Benoit Huot, avec son œuvre singulière, étrange et inclassable, défie les tendances et les catégories modernes de l’art. La Fondation du doute présente une exposition d’ampleur, réunissant un ensemble de ses « personnages ».
Diplômé de l’École des Beaux-arts de Besançon (1989), Benoit Huot (Montbéliard (1966) – vit et travaille à Gray) suspend, à la fin des années 1990, sa pratique picturale pour se consacrer à la restauration d’une ancienne ferme en maison-atelier, dans le petit village de Montivernage dans le Doubs. C’est au cours de ce chantier qu’il exhume des murs des corps d’animaux momifiés par le temps. L’expérience aura une influence décisive sur son oeuvre : au milieu des années 2000, l’artiste se remet à l’ouvrage mais s’éloigne de la toile et des pinceaux pour désormais se consacrer à la sculpture. Il récupère çà et là des animaux naturalisés pour créer des « personnages », entrelacs composites de corps et d’objets divers – dont parfois des masques et des statuaires venus d’ailleurs – qu’ensuite il habille et recouvre de tissus, parures et autres passementeries, comme pour mieux les « préparer au voyage » voire les réactiver.

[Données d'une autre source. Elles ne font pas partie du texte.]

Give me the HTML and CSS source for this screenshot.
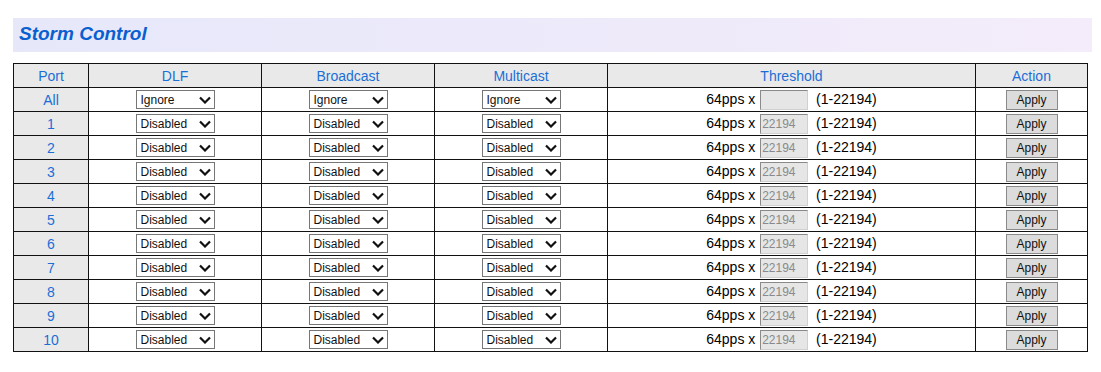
FILE: index.html
```html
<!DOCTYPE html>
<html>
<head>
  <title>Storm Control</title>
  <link rel="stylesheet" href="styles.css">
</head>
<body>
  <div class="page">
    <div class="title-bar">Storm Control</div>
    <table class="storm">
      <tr>
        <th class="col-port">Port</th>
        <th class="col-sel">DLF</th>
        <th class="col-sel">Broadcast</th>
        <th class="col-sel">Multicast</th>
        <th class="col-thr">Threshold</th>
        <th class="col-act">Action</th>
      </tr>
      <tr>
        <td class="port">All</td>
        <td><span class="sel"><select><option>Ignore</option></select><svg viewBox="0 0 12 8"><path d="M1 1.5 L6 6.5 L11 1.5" /></svg></span></td>
        <td><span class="sel"><select><option>Ignore</option></select><svg viewBox="0 0 12 8"><path d="M1 1.5 L6 6.5 L11 1.5" /></svg></span></td>
        <td><span class="sel"><select><option>Ignore</option></select><svg viewBox="0 0 12 8"><path d="M1 1.5 L6 6.5 L11 1.5" /></svg></span></td>
        <td>64pps x <input type="text" class="thr" value="" disabled> (1-22194)</td>
        <td><button class="apply">Apply</button></td>
      </tr>
      <tr>
        <td class="port">1</td>
        <td><span class="sel"><select><option>Disabled</option></select><svg viewBox="0 0 12 8"><path d="M1 1.5 L6 6.5 L11 1.5" /></svg></span></td>
        <td><span class="sel"><select><option>Disabled</option></select><svg viewBox="0 0 12 8"><path d="M1 1.5 L6 6.5 L11 1.5" /></svg></span></td>
        <td><span class="sel"><select><option>Disabled</option></select><svg viewBox="0 0 12 8"><path d="M1 1.5 L6 6.5 L11 1.5" /></svg></span></td>
        <td>64pps x <input type="text" class="thr" value="22194" disabled> (1-22194)</td>
        <td><button class="apply">Apply</button></td>
      </tr>
      <tr>
        <td class="port">2</td>
        <td><span class="sel"><select><option>Disabled</option></select><svg viewBox="0 0 12 8"><path d="M1 1.5 L6 6.5 L11 1.5" /></svg></span></td>
        <td><span class="sel"><select><option>Disabled</option></select><svg viewBox="0 0 12 8"><path d="M1 1.5 L6 6.5 L11 1.5" /></svg></span></td>
        <td><span class="sel"><select><option>Disabled</option></select><svg viewBox="0 0 12 8"><path d="M1 1.5 L6 6.5 L11 1.5" /></svg></span></td>
        <td>64pps x <input type="text" class="thr" value="22194" disabled> (1-22194)</td>
        <td><button class="apply">Apply</button></td>
      </tr>
      <tr>
        <td class="port">3</td>
        <td><span class="sel"><select><option>Disabled</option></select><svg viewBox="0 0 12 8"><path d="M1 1.5 L6 6.5 L11 1.5" /></svg></span></td>
        <td><span class="sel"><select><option>Disabled</option></select><svg viewBox="0 0 12 8"><path d="M1 1.5 L6 6.5 L11 1.5" /></svg></span></td>
        <td><span class="sel"><select><option>Disabled</option></select><svg viewBox="0 0 12 8"><path d="M1 1.5 L6 6.5 L11 1.5" /></svg></span></td>
        <td>64pps x <input type="text" class="thr" value="22194" disabled> (1-22194)</td>
        <td><button class="apply">Apply</button></td>
      </tr>
      <tr>
        <td class="port">4</td>
        <td><span class="sel"><select><option>Disabled</option></select><svg viewBox="0 0 12 8"><path d="M1 1.5 L6 6.5 L11 1.5" /></svg></span></td>
        <td><span class="sel"><select><option>Disabled</option></select><svg viewBox="0 0 12 8"><path d="M1 1.5 L6 6.5 L11 1.5" /></svg></span></td>
        <td><span class="sel"><select><option>Disabled</option></select><svg viewBox="0 0 12 8"><path d="M1 1.5 L6 6.5 L11 1.5" /></svg></span></td>
        <td>64pps x <input type="text" class="thr" value="22194" disabled> (1-22194)</td>
        <td><button class="apply">Apply</button></td>
      </tr>
      <tr>
        <td class="port">5</td>
        <td><span class="sel"><select><option>Disabled</option></select><svg viewBox="0 0 12 8"><path d="M1 1.5 L6 6.5 L11 1.5" /></svg></span></td>
        <td><span class="sel"><select><option>Disabled</option></select><svg viewBox="0 0 12 8"><path d="M1 1.5 L6 6.5 L11 1.5" /></svg></span></td>
        <td><span class="sel"><select><option>Disabled</option></select><svg viewBox="0 0 12 8"><path d="M1 1.5 L6 6.5 L11 1.5" /></svg></span></td>
        <td>64pps x <input type="text" class="thr" value="22194" disabled> (1-22194)</td>
        <td><button class="apply">Apply</button></td>
      </tr>
      <tr>
        <td class="port">6</td>
        <td><span class="sel"><select><option>Disabled</option></select><svg viewBox="0 0 12 8"><path d="M1 1.5 L6 6.5 L11 1.5" /></svg></span></td>
        <td><span class="sel"><select><option>Disabled</option></select><svg viewBox="0 0 12 8"><path d="M1 1.5 L6 6.5 L11 1.5" /></svg></span></td>
        <td><span class="sel"><select><option>Disabled</option></select><svg viewBox="0 0 12 8"><path d="M1 1.5 L6 6.5 L11 1.5" /></svg></span></td>
        <td>64pps x <input type="text" class="thr" value="22194" disabled> (1-22194)</td>
        <td><button class="apply">Apply</button></td>
      </tr>
      <tr>
        <td class="port">7</td>
        <td><span class="sel"><select><option>Disabled</option></select><svg viewBox="0 0 12 8"><path d="M1 1.5 L6 6.5 L11 1.5" /></svg></span></td>
        <td><span class="sel"><select><option>Disabled</option></select><svg viewBox="0 0 12 8"><path d="M1 1.5 L6 6.5 L11 1.5" /></svg></span></td>
        <td><span class="sel"><select><option>Disabled</option></select><svg viewBox="0 0 12 8"><path d="M1 1.5 L6 6.5 L11 1.5" /></svg></span></td>
        <td>64pps x <input type="text" class="thr" value="22194" disabled> (1-22194)</td>
        <td><button class="apply">Apply</button></td>
      </tr>
      <tr>
        <td class="port">8</td>
        <td><span class="sel"><select><option>Disabled</option></select><svg viewBox="0 0 12 8"><path d="M1 1.5 L6 6.5 L11 1.5" /></svg></span></td>
        <td><span class="sel"><select><option>Disabled</option></select><svg viewBox="0 0 12 8"><path d="M1 1.5 L6 6.5 L11 1.5" /></svg></span></td>
        <td><span class="sel"><select><option>Disabled</option></select><svg viewBox="0 0 12 8"><path d="M1 1.5 L6 6.5 L11 1.5" /></svg></span></td>
        <td>64pps x <input type="text" class="thr" value="22194" disabled> (1-22194)</td>
        <td><button class="apply">Apply</button></td>
      </tr>
      <tr>
        <td class="port">9</td>
        <td><span class="sel"><select><option>Disabled</option></select><svg viewBox="0 0 12 8"><path d="M1 1.5 L6 6.5 L11 1.5" /></svg></span></td>
        <td><span class="sel"><select><option>Disabled</option></select><svg viewBox="0 0 12 8"><path d="M1 1.5 L6 6.5 L11 1.5" /></svg></span></td>
        <td><span class="sel"><select><option>Disabled</option></select><svg viewBox="0 0 12 8"><path d="M1 1.5 L6 6.5 L11 1.5" /></svg></span></td>
        <td>64pps x <input type="text" class="thr" value="22194" disabled> (1-22194)</td>
        <td><button class="apply">Apply</button></td>
      </tr>
      <tr>
        <td class="port">10</td>
        <td><span class="sel"><select><option>Disabled</option></select><svg viewBox="0 0 12 8"><path d="M1 1.5 L6 6.5 L11 1.5" /></svg></span></td>
        <td><span class="sel"><select><option>Disabled</option></select><svg viewBox="0 0 12 8"><path d="M1 1.5 L6 6.5 L11 1.5" /></svg></span></td>
        <td><span class="sel"><select><option>Disabled</option></select><svg viewBox="0 0 12 8"><path d="M1 1.5 L6 6.5 L11 1.5" /></svg></span></td>
        <td>64pps x <input type="text" class="thr" value="22194" disabled> (1-22194)</td>
        <td><button class="apply">Apply</button></td>
      </tr>
    </table>
  </div>
</body>
</html>
```

FILE: styles.css
```css
body {
  margin: 0;
  font-family: "Liberation Sans", Arial, sans-serif;
  background: #fff;
}

.page {
  padding: 18px 9px 0 13px;
}

.title-bar {
  height: 34px;
  line-height: 32px;
  padding-left: 6px;
  background: linear-gradient(to right, #e6e8fa, #eeeafa 60%, #f4ecfa);
  color: #0a5fd0;
  font-size: 19px;
  font-weight: bold;
  font-style: italic;
  box-sizing: border-box;
}

.storm {
  margin-top: 11px;
  width: 1075px;
  border-collapse: collapse;
  table-layout: fixed;
}

.storm th,
.storm td {
  border: 1px solid #111;
  height: 23px;
  padding: 0;
  text-align: center;
  font-size: 14px;
  white-space: nowrap;
}

.storm th {
  background: #e9e9e9;
  color: #1a6fd6;
  font-weight: normal;
}

.storm td.port {
  background: #e9e9e9;
  color: #1a6fd6;
}

.col-port { width: 74px; }
.col-sel { width: 172px; }
.col-thr { width: 367px; }
.col-act { width: 111px; }

.sel {
  position: relative;
  display: inline-block;
  vertical-align: middle;
}

.sel select {
  -webkit-appearance: none;
  appearance: none;
  width: 79px;
  height: 19px;
  margin: 0;
  padding: 0 0 0 4px;
  border: 1px solid #767676;
  border-radius: 0;
  background: #fff;
  color: #111;
  font-family: "Liberation Sans", Arial, sans-serif;
  font-size: 12px;
  display: block;
}

.sel svg {
  position: absolute;
  right: 4px;
  top: 6px;
  width: 12px;
  height: 8px;
  pointer-events: none;
}

.sel svg path {
  fill: none;
  stroke: #111;
  stroke-width: 2.2;
}

.thr {
  width: 48px;
  height: 20px;
  box-sizing: border-box;
  margin: 0 4px 0 1px;
  padding: 0 0 0 1px;
  border: 1px solid #d0d0d0;
  border-top-color: #8a8a8a;
  border-left-color: #8a8a8a;
  background: #e6e6e6;
  color: #8a8a8a;
  font-family: "Liberation Sans", Arial, sans-serif;
  font-size: 12px;
  vertical-align: middle;
}

.apply {
  width: 52px;
  height: 20px;
  margin: 0;
  padding: 0;
  border: 1px solid #8a8a8a;
  border-radius: 0;
  background: #dcdcdc;
  color: #111;
  font-family: "Liberation Sans", Arial, sans-serif;
  font-size: 12px;
  vertical-align: middle;
  cursor: pointer;
}
```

Chacun est ensuite baptisé, souvent en empruntant le nom d’une divinité ou d’un être mythologique non occidental (Gonggong, Patèque, Egipan…) librement pioché dans un dictionnaire – plus par obligation pratique que par réel lien symbolique.
Le chemin qui mène de la vie à la mort, et inversement, est une des clés essentielles du travail de Benoit Huot. Sans que cela ne soit jamais souligné voire mentionné dans la biographie, cette fascination n’est pas étrangère à une expérience limite vécue sous psychotrope par l’artiste au milieu des années 1990, qui le conduira non seulement à se mettre « au vert » à la campagne, mais aussi au tournant radical que prendra son oeuvre quelques années plus tard. Il est d’ailleurs peut-être révélateur que celle-ci semble habitée de la même ferveur inquiétante que les « chasses fantastiques » revenues de l’au-delà, sombres et flamboyantes à la fois.
Mais plus profondément encore, c’est bien la notion même de passage, toujours transgressif parce que transformateur, qui agite l’oeuvre de Benoit Huot. L’inversion qui consiste à faire entrer l’animal dans le champ de la culture et du spirituel en même temps qu’il passe de la mort à la vie ; l’hybridation de reliques de corps artificiels (mannequins, poupées, statues, masques) et organiques (ossements, taxidermies…) ; les références plurielles aux figures de l’intercession ; ou encore le mode opératoire qui l’inscrit dans le sillage des pratiques cognitives, artistiques et in fine philosophiques du bricolage tel que conceptualisé par Claude Levi-Strauss et ses héritiers… Toutes ces formes de transfert contribuent à faire naître du tréfonds des oeuvres une présence active, dérangeante parfois, et à estomper les frontières entre le Même et l’Autre. Le visiteur n’est dès lors plus qu’un être singulier parmi d’autres êtres singuliers, sans plus trop savoir qui regarde, qui est regardé.